Requirements =>
Reproduce every line of the material below, but drop the pictures.

Information provided =>
>> Start
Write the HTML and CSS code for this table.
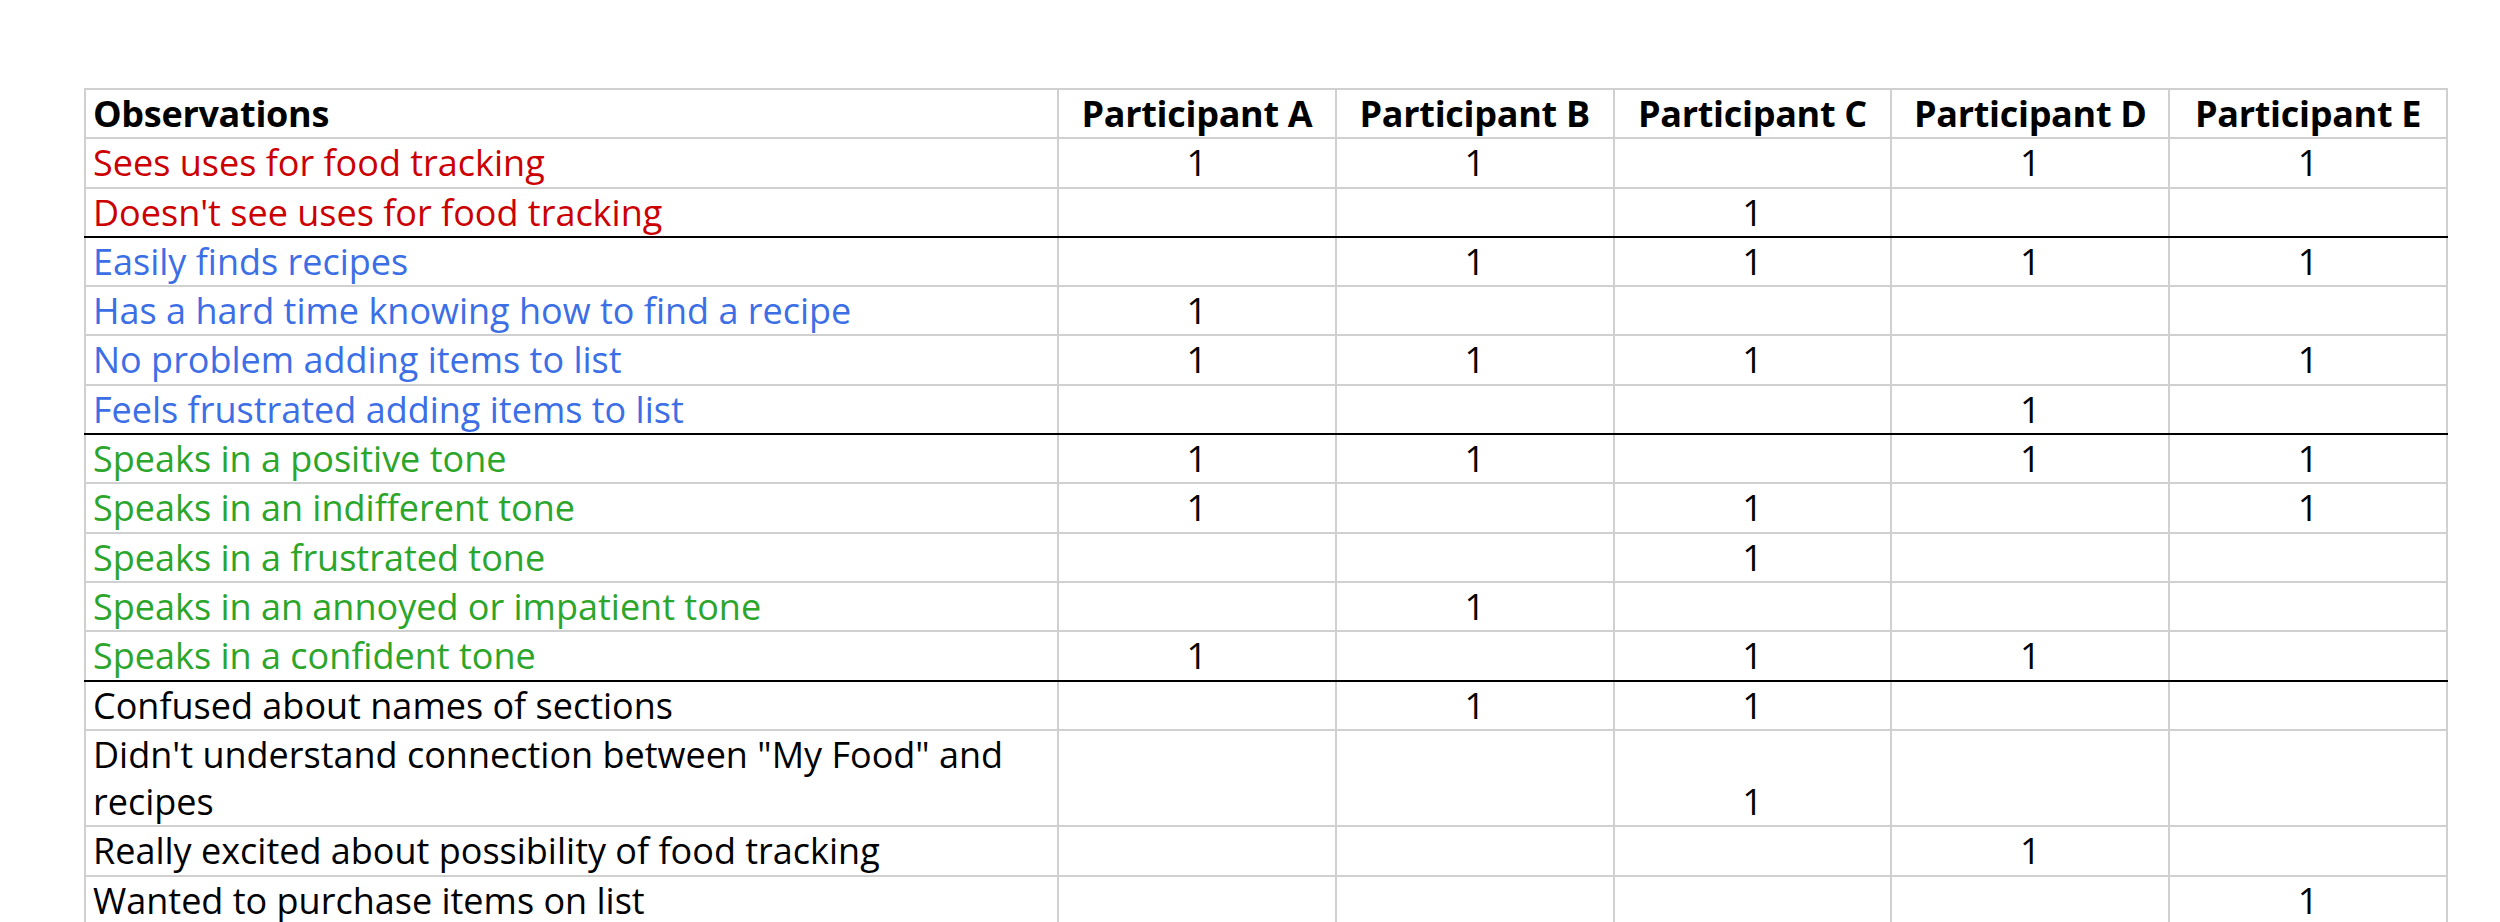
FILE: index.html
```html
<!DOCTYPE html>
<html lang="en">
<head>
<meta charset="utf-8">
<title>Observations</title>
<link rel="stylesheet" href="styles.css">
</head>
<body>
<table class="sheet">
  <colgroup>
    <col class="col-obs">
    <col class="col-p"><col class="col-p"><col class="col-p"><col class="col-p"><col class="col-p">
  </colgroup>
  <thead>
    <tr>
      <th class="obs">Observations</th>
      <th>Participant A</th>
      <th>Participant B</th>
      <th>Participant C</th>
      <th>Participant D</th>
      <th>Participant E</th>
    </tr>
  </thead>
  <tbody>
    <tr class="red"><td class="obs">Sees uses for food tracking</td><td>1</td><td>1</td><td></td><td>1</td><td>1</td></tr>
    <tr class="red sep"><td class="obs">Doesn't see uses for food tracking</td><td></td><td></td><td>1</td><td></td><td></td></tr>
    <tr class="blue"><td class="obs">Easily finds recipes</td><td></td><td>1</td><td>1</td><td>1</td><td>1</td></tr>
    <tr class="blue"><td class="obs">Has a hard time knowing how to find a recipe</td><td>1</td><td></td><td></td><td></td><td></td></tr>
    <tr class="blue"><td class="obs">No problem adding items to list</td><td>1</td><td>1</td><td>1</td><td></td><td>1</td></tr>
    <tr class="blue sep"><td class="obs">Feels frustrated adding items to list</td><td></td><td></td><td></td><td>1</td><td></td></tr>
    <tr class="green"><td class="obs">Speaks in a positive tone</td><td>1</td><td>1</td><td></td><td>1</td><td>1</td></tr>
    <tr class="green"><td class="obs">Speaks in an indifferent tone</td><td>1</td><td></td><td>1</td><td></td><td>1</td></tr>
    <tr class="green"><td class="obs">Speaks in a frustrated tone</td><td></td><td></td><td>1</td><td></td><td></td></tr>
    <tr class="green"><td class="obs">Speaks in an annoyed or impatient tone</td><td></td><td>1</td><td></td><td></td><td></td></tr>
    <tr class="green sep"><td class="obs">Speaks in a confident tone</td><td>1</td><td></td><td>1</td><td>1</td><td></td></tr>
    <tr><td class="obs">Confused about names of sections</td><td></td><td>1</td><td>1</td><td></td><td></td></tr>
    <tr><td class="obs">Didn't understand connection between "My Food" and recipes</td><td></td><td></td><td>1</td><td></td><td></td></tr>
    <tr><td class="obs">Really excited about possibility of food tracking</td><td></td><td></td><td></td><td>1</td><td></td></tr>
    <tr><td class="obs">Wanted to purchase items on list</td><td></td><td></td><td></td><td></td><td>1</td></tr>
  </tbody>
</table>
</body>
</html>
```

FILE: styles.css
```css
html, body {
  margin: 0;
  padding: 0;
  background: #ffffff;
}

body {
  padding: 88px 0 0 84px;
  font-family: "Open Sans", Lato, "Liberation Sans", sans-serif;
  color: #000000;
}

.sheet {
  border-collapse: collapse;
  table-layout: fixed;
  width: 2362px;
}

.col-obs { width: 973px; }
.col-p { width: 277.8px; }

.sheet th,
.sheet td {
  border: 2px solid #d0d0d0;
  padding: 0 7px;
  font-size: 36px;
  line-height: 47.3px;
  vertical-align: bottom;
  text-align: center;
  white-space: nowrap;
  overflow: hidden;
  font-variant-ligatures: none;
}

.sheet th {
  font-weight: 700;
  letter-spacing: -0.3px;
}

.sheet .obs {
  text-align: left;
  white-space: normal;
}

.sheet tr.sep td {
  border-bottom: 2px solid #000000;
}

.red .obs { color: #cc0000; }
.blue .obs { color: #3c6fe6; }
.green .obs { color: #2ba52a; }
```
>> End
Finished exercise =>
Write the HTML and CSS code for this table.
FILE: index.html
```html
<!DOCTYPE html>
<html lang="en">
<head>
<meta charset="utf-8">
<title>Observations</title>
<link rel="stylesheet" href="styles.css">
</head>
<body>
<table class="sheet">
  <colgroup>
    <col class="col-obs">
    <col class="col-p"><col class="col-p"><col class="col-p"><col class="col-p"><col class="col-p">
  </colgroup>
  <thead>
    <tr>
      <th class="obs">Observations</th>
      <th>Participant A</th>
      <th>Participant B</th>
      <th>Participant C</th>
      <th>Participant D</th>
      <th>Participant E</th>
    </tr>
  </thead>
  <tbody>
    <tr class="red"><td class="obs">Sees uses for food tracking</td><td>1</td><td>1</td><td></td><td>1</td><td>1</td></tr>
    <tr class="red sep"><td class="obs">Doesn't see uses for food tracking</td><td></td><td></td><td>1</td><td></td><td></td></tr>
    <tr class="blue"><td class="obs">Easily finds recipes</td><td></td><td>1</td><td>1</td><td>1</td><td>1</td></tr>
    <tr class="blue"><td class="obs">Has a hard time knowing how to find a recipe</td><td>1</td><td></td><td></td><td></td><td></td></tr>
    <tr class="blue"><td class="obs">No problem adding items to list</td><td>1</td><td>1</td><td>1</td><td></td><td>1</td></tr>
    <tr class="blue sep"><td class="obs">Feels frustrated adding items to list</td><td></td><td></td><td></td><td>1</td><td></td></tr>
    <tr class="green"><td class="obs">Speaks in a positive tone</td><td>1</td><td>1</td><td></td><td>1</td><td>1</td></tr>
    <tr class="green"><td class="obs">Speaks in an indifferent tone</td><td>1</td><td></td><td>1</td><td></td><td>1</td></tr>
    <tr class="green"><td class="obs">Speaks in a frustrated tone</td><td></td><td></td><td>1</td><td></td><td></td></tr>
    <tr class="green"><td class="obs">Speaks in an annoyed or impatient tone</td><td></td><td>1</td><td></td><td></td><td></td></tr>
    <tr class="green sep"><td class="obs">Speaks in a confident tone</td><td>1</td><td></td><td>1</td><td>1</td><td></td></tr>
    <tr><td class="obs">Confused about names of sections</td><td></td><td>1</td><td>1</td><td></td><td></td></tr>
    <tr><td class="obs">Didn't understand connection between "My Food" and recipes</td><td></td><td></td><td>1</td><td></td><td></td></tr>
    <tr><td class="obs">Really excited about possibility of food tracking</td><td></td><td></td><td></td><td>1</td><td></td></tr>
    <tr><td class="obs">Wanted to purchase items on list</td><td></td><td></td><td></td><td></td><td>1</td></tr>
  </tbody>
</table>
</body>
</html>
```

FILE: styles.css
```css
html, body {
  margin: 0;
  padding: 0;
  background: #ffffff;
}

body {
  padding: 88px 0 0 84px;
  font-family: "Open Sans", Lato, "Liberation Sans", sans-serif;
  color: #000000;
}

.sheet {
  border-collapse: collapse;
  table-layout: fixed;
  width: 2362px;
}

.col-obs { width: 973px; }
.col-p { width: 277.8px; }

.sheet th,
.sheet td {
  border: 2px solid #d0d0d0;
  padding: 0 7px;
  font-size: 36px;
  line-height: 47.3px;
  vertical-align: bottom;
  text-align: center;
  white-space: nowrap;
  overflow: hidden;
  font-variant-ligatures: none;
}

.sheet th {
  font-weight: 700;
  letter-spacing: -0.3px;
}

.sheet .obs {
  text-align: left;
  white-space: normal;
}

.sheet tr.sep td {
  border-bottom: 2px solid #000000;
}

.red .obs { color: #cc0000; }
.blue .obs { color: #3c6fe6; }
.green .obs { color: #2ba52a; }
```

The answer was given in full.